How the house came to be discovered as a stop on the Underground Railroad is a story in itself. Mrs. Phillips bought the house in 1985. She had no clue as to its history other than that it had been in the Burkle family.  Dr Otis Johnson, an anthropologist, bought a house behind hers. He did some research that led him to the discovery of the house's past. When Mrs. Philips discovered the truth about the home, she contacted Elaine and Heritage Tours and then created a non-profit and donated the house to preserve the history.  Mrs. Philips was an antique collector and purchased period antiques to furnish the house as it would have been in Jacob's time.  Tours began in 1991. 
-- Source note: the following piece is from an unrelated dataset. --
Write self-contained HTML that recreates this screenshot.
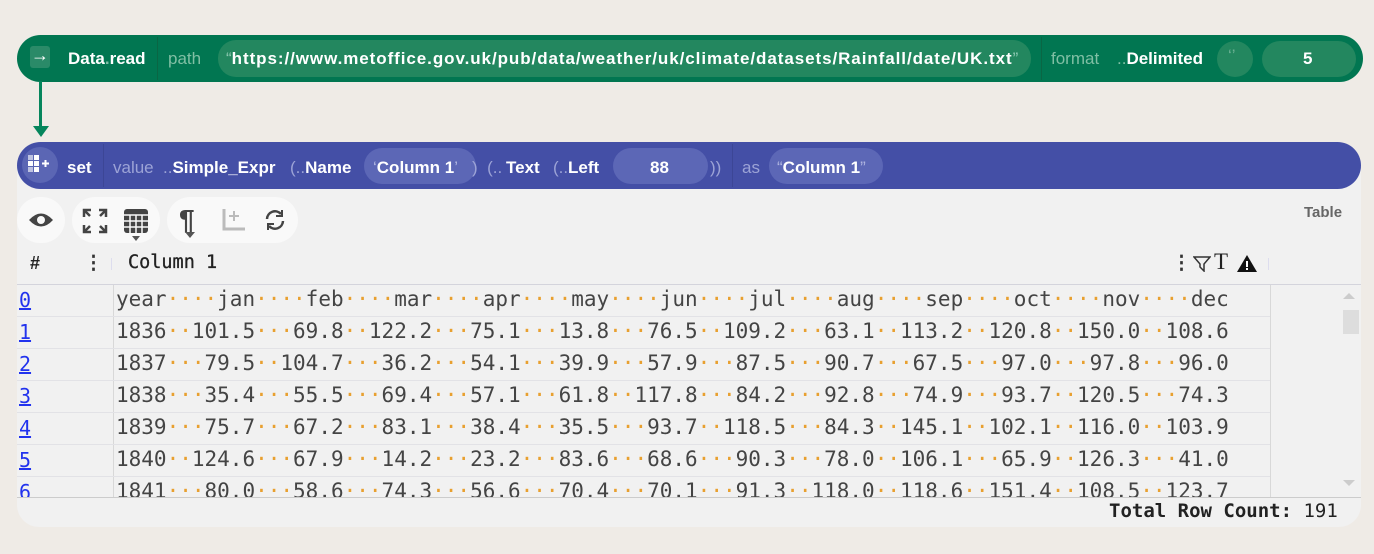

Products and images used to sterotype Africans left scars that are still present

Obviously much is still unknown about the Underground Railroad but one letter of thanks escaped being destroyed when "Little Katherine" Compton burned the papers at her mother's death. That, the oral histories and the unmistakable evidence in this house, confirmed for me that this was once an important stop in that secret railroad. I particularly enjoyed the museum because I had recently finished my book, "Under a Black Flag," where one of my former slave characters is working as a conductor on the Underground Railroad and so much I learned here collaborated the hard-to-find knowledge I had dug up researching the Railroad.

Elaine sums up the Underground Railroad thus, "I consider the Underground Railroad the most successful undercover operation that ever occurred in the United States and that includes the FBI. They didn't have all the modern surveillance equipment but they had a good heart."